* Given request: Locate every line in the records below that holds the word "screenshot" and return each one.

-- -- --

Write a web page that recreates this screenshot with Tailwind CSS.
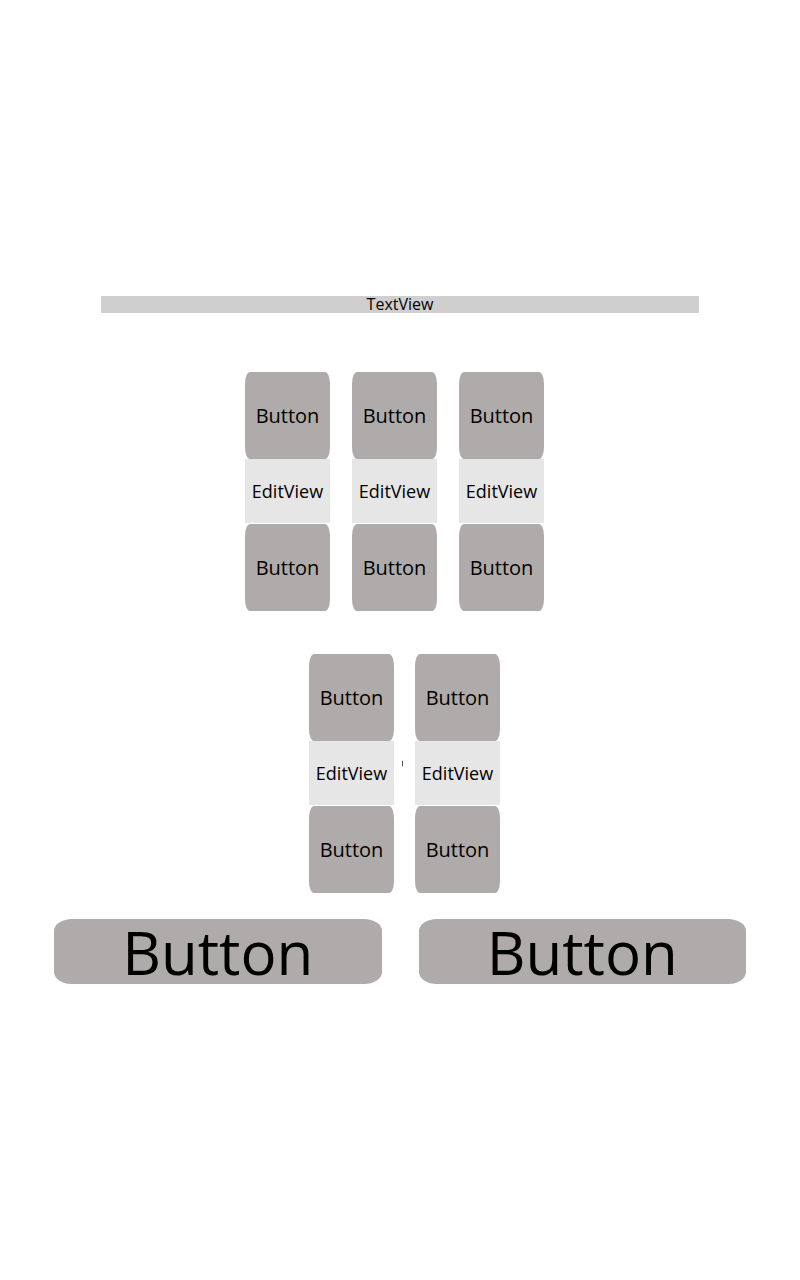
<!DOCTYPE html>
<html lang="en">
<head>
<meta charset="utf-8">
<meta name="viewport" content="width=device-width, initial-scale=1">
<title>TextView</title>
<script src="https://cdn.jsdelivr.net/npm/@tailwindcss/browser@4"></script>
</head>
<body class="min-h-screen bg-white pt-[296px] font-['Open_Sans','Noto_Sans',sans-serif] text-black">
<main class="flex flex-col">
  <h1 class="mx-[101px] h-[17px] bg-[#d0cecf] text-center text-base leading-4">TextView</h1>

  <section class="mt-[59px] flex justify-center gap-[22px] pr-[11px]">
    <div class="flex w-[85px] flex-col">
      <button type="button" class="h-[87px] rounded-[5px/12px] bg-[#afabaa] text-xl">Button</button>
      <input type="text" value="EditView" aria-label="Edit 1" class="mb-px h-16 w-full bg-[#e6e6e6] text-center text-lg">
      <button type="button" class="h-[87px] rounded-[5px/12px] bg-[#afabaa] text-xl">Button</button>
    </div>
    <div class="flex w-[85px] flex-col">
      <button type="button" class="h-[87px] rounded-[5px/12px] bg-[#afabaa] text-xl">Button</button>
      <input type="text" value="EditView" aria-label="Edit 2" class="mb-px h-16 w-full bg-[#e6e6e6] text-center text-lg">
      <button type="button" class="h-[87px] rounded-[5px/12px] bg-[#afabaa] text-xl">Button</button>
    </div>
    <div class="flex w-[85px] flex-col">
      <button type="button" class="h-[87px] rounded-[5px/12px] bg-[#afabaa] text-xl">Button</button>
      <input type="text" value="EditView" aria-label="Edit 3" class="mb-px h-16 w-full bg-[#e6e6e6] text-center text-lg">
      <button type="button" class="h-[87px] rounded-[5px/12px] bg-[#afabaa] text-xl">Button</button>
    </div>
  </section>

  <section class="mt-[43px] flex justify-center pl-[9px]">
    <div class="flex w-[85px] flex-col">
      <button type="button" class="h-[87px] rounded-[5px/12px] bg-[#afabaa] text-xl">Button</button>
      <input type="text" value="EditView" aria-label="Edit 4" class="mb-px h-16 w-full bg-[#e6e6e6] text-center text-lg">
      <button type="button" class="h-[87px] rounded-[5px/12px] bg-[#afabaa] text-xl">Button</button>
    </div>
    <div class="flex w-[21px] pt-[106px] pl-2">
      <svg class="h-[7px] w-px" viewBox="0 0 1 7" aria-hidden="true"><path d="M0 1h1v5H0z" fill="#555"/><path d="M0 0h1v1H0zM0 6h1v1H0z" fill="#ccc"/></svg>
    </div>
    <div class="flex w-[85px] flex-col">
      <button type="button" class="h-[87px] rounded-[5px/12px] bg-[#afabaa] text-xl">Button</button>
      <input type="text" value="EditView" aria-label="Edit 5" class="mb-px h-16 w-full bg-[#e6e6e6] text-center text-lg">
      <button type="button" class="h-[87px] rounded-[5px/12px] bg-[#afabaa] text-xl">Button</button>
    </div>
  </section>

  <section class="mx-[54px] mt-[26px] flex gap-[37px]">
    <button type="button" class="h-[65px] flex-1 rounded-[18px/12px] bg-[#afabaa] text-6xl leading-[64px]">Button</button>
    <button type="button" class="h-[65px] flex-1 rounded-[18px/12px] bg-[#afabaa] text-6xl leading-[64px]">Button</button>
  </section>
</main>
</body>
</html>
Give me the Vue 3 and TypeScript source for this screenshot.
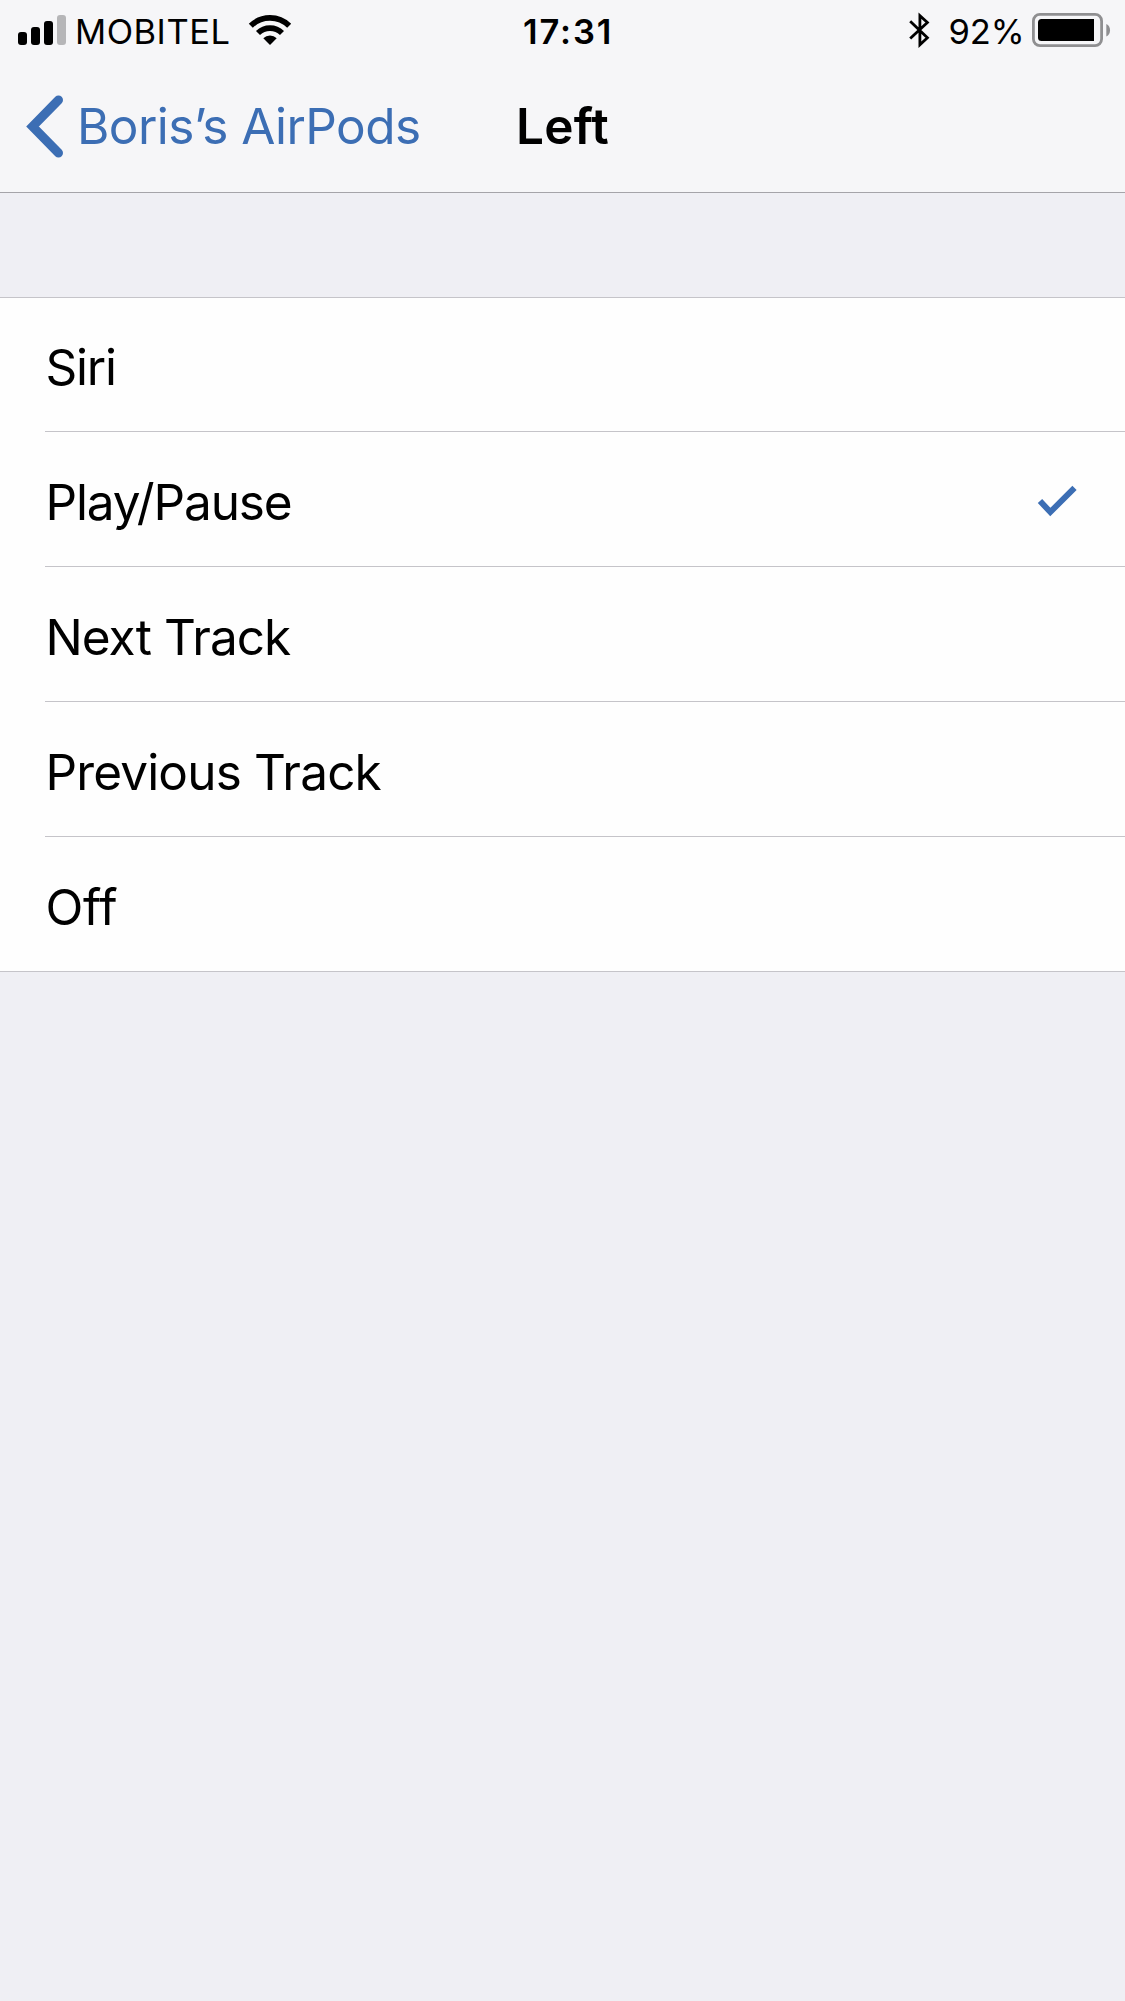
<script setup lang="ts">
import { ref } from 'vue'

interface Option {
  label: string
  tracking: number
}

const options: Option[] = [
  { label: 'Siri', tracking: -1.2 },
  { label: 'Play/Pause', tracking: -1.1 },
  { label: 'Next Track', tracking: -0.92 },
  { label: 'Previous Track', tracking: -0.83 },
  { label: 'Off', tracking: -0.2 },
]

const selected = ref('Play/Pause')
</script>

<template>
  <div class="screen">
    <header class="bar">
      <div class="status">
        <div class="status-left">
          <svg class="signal" width="48" height="30" viewBox="0 0 48 30">
            <rect x="0" y="17" width="9" height="13" rx="3" />
            <rect x="13" y="12" width="9" height="18" rx="3" />
            <rect x="26" y="6" width="9" height="24" rx="3" />
            <rect x="39" y="0" width="9" height="30" rx="3" fill="#b6b6b8" />
          </svg>
          <span class="carrier">MOBITEL</span>
          <svg class="wifi" width="42" height="30" viewBox="0 0 42 30">
            <g fill="none" stroke="#000" stroke-width="5.7">
              <path d="M1.8 10.8A27.2 27.2 0 0 1 40.2 10.8" />
              <path d="M9 18A17 17 0 0 1 33 18" />
            </g>
            <path d="M21 30L14.3 23.3A9.5 9.5 0 0 1 27.7 23.3Z" />
          </svg>
        </div>
        <span class="time">17:31</span>
        <div class="status-right">
          <svg class="bluetooth" width="26" height="44" viewBox="0 0 26 44">
            <path
              d="M5.2 13.2L22.4 29.8L14.9 36.7V7.6L22.4 14.4L5.2 30.6"
              fill="none"
              stroke="#000"
              stroke-width="2.8"
            />
          </svg>
          <span class="percent">92%</span>
          <svg class="battery" width="79" height="34" viewBox="0 0 79 34">
            <rect x="1.4" y="1.4" width="68.2" height="31.2" rx="6.5" fill="none" stroke="#8f8f91" stroke-width="2.8" />
            <path d="M62 6V28H9.5A3.5 3.5 0 0 1 6 24.5V9.5A3.5 3.5 0 0 1 9.5 6Z" />
            <path d="M74.3 11C79.3 13 79.3 21.5 74.3 23.5Z" fill="#8f8f91" />
          </svg>
        </div>
      </div>
      <nav class="nav">
        <a class="back">
          <svg class="chevron" width="42" height="72" viewBox="0 0 42 72">
            <path
              d="M37.5 10L11.5 36.5L37.5 63"
              fill="none"
              stroke="#3c6eb4"
              stroke-width="9"
              stroke-linecap="round"
            />
          </svg>
          <span class="back-label">Boris’s AirPods</span>
        </a>
        <h1 class="title">Left</h1>
      </nav>
    </header>

    <ul class="list">
      <li v-for="option in options" :key="option.label" class="row" @click="selected = option.label">
        <span class="label" :style="{ letterSpacing: option.tracking + 'px' }">{{ option.label }}</span>
        <svg v-if="option.label === selected" class="check" width="40" height="32" viewBox="0 0 40 32">
          <path d="M3 16L13.3 27L37.5 2.8" fill="none" stroke="#3c6eb4" stroke-width="6" />
        </svg>
      </li>
    </ul>
  </div>
</template>

<style>
body {
  background: #efeff4;
}
</style>

<style scoped>
.screen {
  box-sizing: border-box;
  width: 1125px;
  height: 2001px;
  overflow: hidden;
  background: #efeff4;
  color: #000;
  font-family: Inter, "Liberation Sans", sans-serif;
}

svg {
  display: block;
  flex: none;
  overflow: visible;
}

.bar {
  box-sizing: border-box;
  height: 193px;
  background: #f6f6f8;
  border-bottom: 1px solid #a5a4a9;
}

.status {
  display: flex;
  height: 60px;
  font-size: 34.5px;
  line-height: 63px;
  white-space: nowrap;
}

.status-left {
  display: flex;
  align-items: flex-start;
  width: 523px;
  padding-left: 18px;
  box-sizing: border-box;
}

.signal {
  margin-top: 15px;
}

.carrier {
  width: 174px;
  margin-left: 9px;
  letter-spacing: 0.5px;
}

.wifi {
  margin-top: 15px;
}

.time {
  font-weight: 600;
  letter-spacing: 1.9px;
}

.status-right {
  display: flex;
  align-items: flex-start;
  margin-left: auto;
  padding-right: 14px;
}

.bluetooth {
  margin-top: 8px;
}

.percent {
  width: 83.5px;
  margin-left: 17.5px;
  letter-spacing: -0.1px;
}

.battery {
  margin-top: 13px;
}

.nav {
  display: flex;
  align-items: center;
  height: 132px;
  font-size: 49.5px;
  line-height: 60px;
  white-space: nowrap;
}

.back {
  display: flex;
  align-items: center;
  width: 516px;
  padding-left: 20.5px;
  box-sizing: border-box;
  color: #3c6eb4;
}

.back-label {
  margin-left: 14.5px;
  letter-spacing: -0.57px;
}

.title {
  margin: 0;
  font-size: inherit;
  font-weight: 600;
  letter-spacing: 0.2px;
}

.list {
  margin: 104px 0 0;
  padding: 0;
  list-style: none;
  background: #fefefe;
  border-top: 1px solid #c5c4c9;
  border-bottom: 1px solid #c5c4c9;
}

.row {
  display: flex;
  align-items: center;
  justify-content: space-between;
  box-sizing: border-box;
  height: 135px;
  margin-left: 45px;
  padding: 6px 48px 0 0.4px;
  border-bottom: 1px solid #c5c4c9;
  font-size: 49.5px;
  line-height: 60px;
}

.row:first-child {
  height: 134px;
  padding-top: 5px;
}

.row:last-child {
  height: 134px;
  border-bottom: 0;
}

.check {
  margin-bottom: 3px;
}
</style>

-- -- --

* Reply:
Write a web page that recreates this screenshot with Tailwind CSS.
Give me the Vue 3 and TypeScript source for this screenshot.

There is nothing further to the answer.